Review Summary: You are alone in this wintry Hell of a place. Alone now, but not forever. Not quite.
Conceptually, at least, Have a Nice Life's Deathconsciousness
may be the most disarming album I've ever come across. It's been fawned over for its lyrics that double as an extensive analysis of medieval Italian heretics - more specifically its outlining of the life and times of Antiochus, a nearly unknown writer and religious figure. Furthermore, its connections between this lore and life lessons throughout have been equally acclaimed, and of course, they're just as complex as the figures dealings it was based off of. See, Antiochus was a man who often riled up excuses for people to be persecuted for religious reasons, as well as persuading people to commit murder and suicide and follow odd, convoluted customs. The concept alone is jarring and austere. It's hard to follow, immense (the band compiled their findings into a seventy-five page booklet that comes with the album), and it seems to influence every aspect about Deathconsciousness
So, if you were to guess that the musical aspects are just as pretentious and grandiose as the concept, you'd be right. If you were to guess and say that the compositional style is just as long-winded and odd as the concept, then again, you'd be right. As a whole,Deathconsciousness
throws any and all conventions out to sea. This is, of course, expected when the album is such a genre-mash - specifically hybridizing black metal, drone, shoegaze, post-industrial, and post-rock characteristics - however, Have a Nice Life's vision is unarguably out-there - for better or worse.

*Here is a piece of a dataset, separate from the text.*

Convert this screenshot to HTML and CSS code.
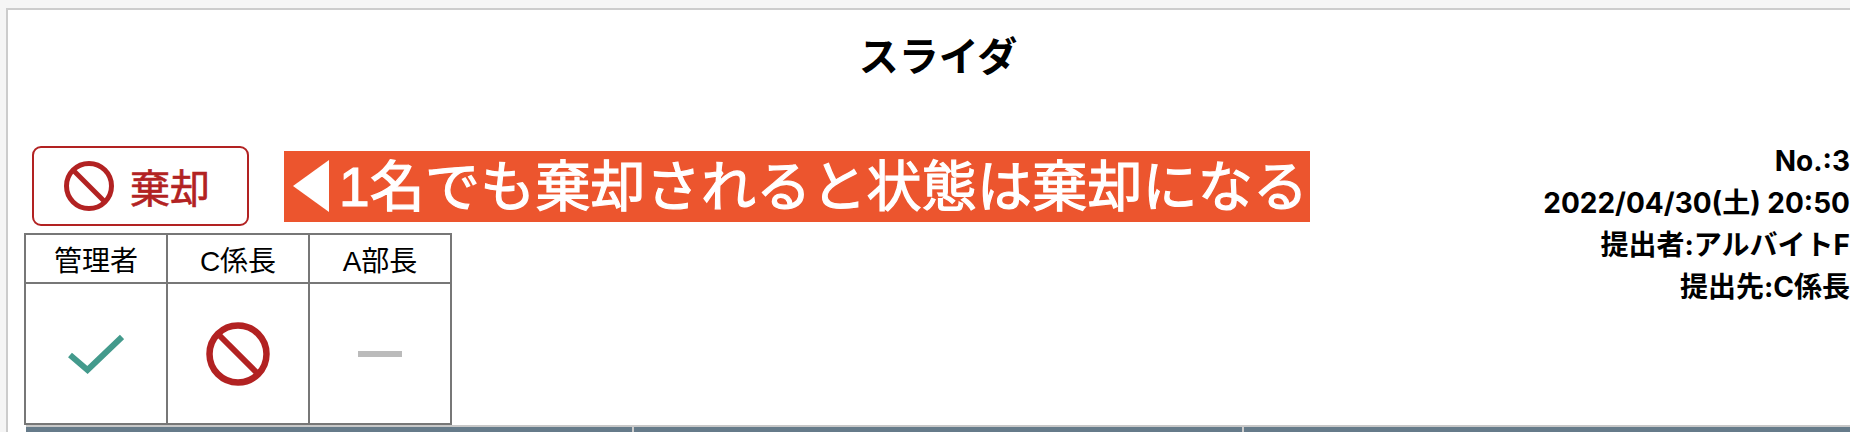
FILE: index.html
```html
<!DOCTYPE html>
<html lang="ja">
<head>
    <meta charset="UTF-8">
    <meta name="viewport" content="width=device-width, initial-scale=1.0">
    <title>スライダ</title>
    <link rel="stylesheet" href="styles.css">
</head>
<body>
    <div class="panel">
        <h2 class="title">スライダ</h2>

        <div class="main">
            <div class="left">
                <div class="actions">
                    <button class="reject-btn">
                        <svg class="icon-ban-small" viewBox="0 0 50 50">
                            <circle cx="25" cy="25" r="22.5" fill="none" stroke="#b22222" stroke-width="5"/>
                            <line x1="9" y1="9" x2="41" y2="41" stroke="#b22222" stroke-width="5"/>
                        </svg>
                        <span>棄却</span>
                    </button>
                    <div class="note"><svg class="icon-arrow" viewBox="0 0 36 52"><polygon points="0,26 36,0 36,52" fill="#fff"/></svg><span>1名でも棄却されると状態は棄却になる</span></div>
                </div>

                <table class="stamps">
                    <tr>
                        <th>管理者</th>
                        <th>C係長</th>
                        <th>A部長</th>
                    </tr>
                    <tr>
                        <td>
                            <svg class="icon-check" viewBox="0 0 56 42">
                                <polyline points="2,22 19.500,37 54,4" fill="none" stroke="#439a8c" stroke-width="6"/>
                            </svg>
                        </td>
                        <td>
                            <svg class="icon-ban" viewBox="0 0 64 64">
                                <circle cx="32" cy="32" r="28.500" fill="none" stroke="#b22222" stroke-width="6.500"/>
                                <line x1="13" y1="13" x2="51" y2="51" stroke="#b22222" stroke-width="6"/>
                            </svg>
                        </td>
                        <td><div class="dash"></div></td>
                    </tr>
                </table>
            </div>

            <div class="info">
                <div>No.:3</div>
                <div>2022/04/30(土) 20:50</div>
                <div>提出者:アルバイトF</div>
                <div>提出先:C係長</div>
            </div>
        </div>

        <div class="bar">
            <div class="bar-cell"></div>
            <div class="bar-cell"></div>
            <div class="bar-cell"></div>
        </div>
    </div>
</body>
</html>
```

FILE: styles.css
```css
html, body {
    height: 432px;
    overflow: hidden;
}
body {
    margin: 0;
    background: #f5f5f5;
    color: #000;
    font-family: "Liberation Sans", "Noto Sans CJK JP", sans-serif;
}
.panel {
    box-sizing: border-box;
    width: 1864px;
    height: 424px;
    overflow: hidden;
    margin: 8px 0 0 6px;
    background: #fff;
    border: 2px solid #ccc;
    border-bottom: none;
}
.title {
    margin: 0;
    padding-top: 19px;
    font-size: 40px;
    line-height: 56px;
    font-weight: bold;
    text-align: center;
}
.main {
    display: flex;
    justify-content: space-between;
    margin-top: 55px;
    padding: 0 18px 0 16px;
}
.left {
    padding-top: 6px;
}
.actions {
    display: flex;
    align-items: center;
    margin-left: 8px;
}
.reject-btn {
    box-sizing: border-box;
    display: flex;
    align-items: center;
    gap: 16px;
    width: 217px;
    height: 80px;
    padding: 0 0 0 30px;
    background: #fff;
    border: 2px solid #b22222;
    border-radius: 9px;
    color: #b22222;
    font-family: inherit;
    font-size: 40px;
    -webkit-text-stroke: 0.6px #b22222;
}
.icon-ban-small {
    width: 50px;
    height: 50px;
}
.note {
    display: flex;
    align-items: center;
    gap: 9px;
    box-sizing: border-box;
    margin-left: 35px;
    width: 1026px;
    height: 71px;
    padding: 2px 0 0 8px;
    background: #ec552e;
    color: #fff;
    font-size: 55px;
    letter-spacing: 0.2px;
    line-height: 69px;
    white-space: nowrap;
    -webkit-text-stroke: 1.2px #fff;
}
.icon-arrow {
    width: 38px;
    height: 52px;
    flex: none;
    margin-top: -2px;
}
.stamps {
    margin-top: 7px;
    border-collapse: collapse;
    table-layout: fixed;
    width: 428px;
}
.stamps th, .stamps td {
    padding: 0;
    border: 2px solid #777;
    text-align: center;
}
.stamps th {
    height: 47px;
    font-size: 28px;
    font-weight: normal;
}
.stamps td {
    height: 139px;
}
.icon-check {
    display: block;
    width: 56px;
    height: 42px;
    margin: 0 auto;
}
.icon-ban {
    display: block;
    width: 64px;
    height: 64px;
    margin: 0 auto;
}
.dash {
    width: 44px;
    height: 6px;
    margin: 0 auto;
    background: #bbb;
}
.info {
    font-family: Inter, "Noto Sans CJK JP", sans-serif;
    font-size: 28px;
    font-weight: bold;
    line-height: 42px;
    text-align: right;
}
.bar {
    display: grid;
    grid-template-columns: 606px 608px 1fr;
    gap: 2px;
    margin: 0 0 0 18px;
    background: #ccc;
    border-top: 2px solid #c8c8c8;
}
.bar-cell {
    height: 40px;
    background: #667b8a;
}
```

Simply put, the structural tendencies of Deathconsciousness
are inept. Much of the time, songs are unnecessarily long, which unfortunately takes away from some of the album's emotional impact. Pensive epics like "A Quick One Before the Eternal Worm Devours Connecticut" have the potential to be dazzling, but they unfortunately continue on with tired ideas for too long for the song to retain the sprawling, dark feel that it sets forth. "The Big Gloom," on the other hand, is a moving piece of shoegaze-tinged black metal regardless of its flaws. Still, on other tracks the combination of an excessive amount of boring drones and an obnoxious over usage of the hill-and-valley effect comes across as obnoxious. Luckily, the album rarely plods along (which is essential because the tracks are generally very long); still, the album is inconsistent.
Fortunately that means that Deathconsciousness
does hit. And when it does, it hits hard. When black metal sections come around, guitars lurch and grind in the distance until they reach ear-splitting crescendoes. Beside them lay the drum kit - digitalized and frenetic. Lo-fi production techniques cause oscillating tones to appear in the background and the reverberations to become amniotic throbs. Distortion sounds messy and boisterous, and it is usually here where the band culminates their influences that they come across as a truly artistic and interesting outfit rather than some artsy-fartsy, middle-class black metal project. Here, they are misanthropic.
Soon there is light.
Eventually the band stops representing the malevolent ways of Antiochus's followers in their music and they go into a more electronic-driven sect. Here's where the drums and the guitars are used to make distorted yet eerily pretty compositions rather than nihilistic pieces of black metal. The album's highlight is found on this half of the album, as well. The aptly titled "Earthmover," dances around drones and piano notes while drums and guitars again support the song with interesting rhythms and melodies, as well as an exciting climax. Afterward, the guitar drones on for an absurd length while a piano's keys are hammered ever so lightly. It all makes for a pensive eye of the storm that combines the album's characteristics and its best features, the most prominent one being its profound impact. As I said, the album hits hard several times, but it's far too inconsistent to be as grand as its concepts, both musically and lyrically, would make it out to be.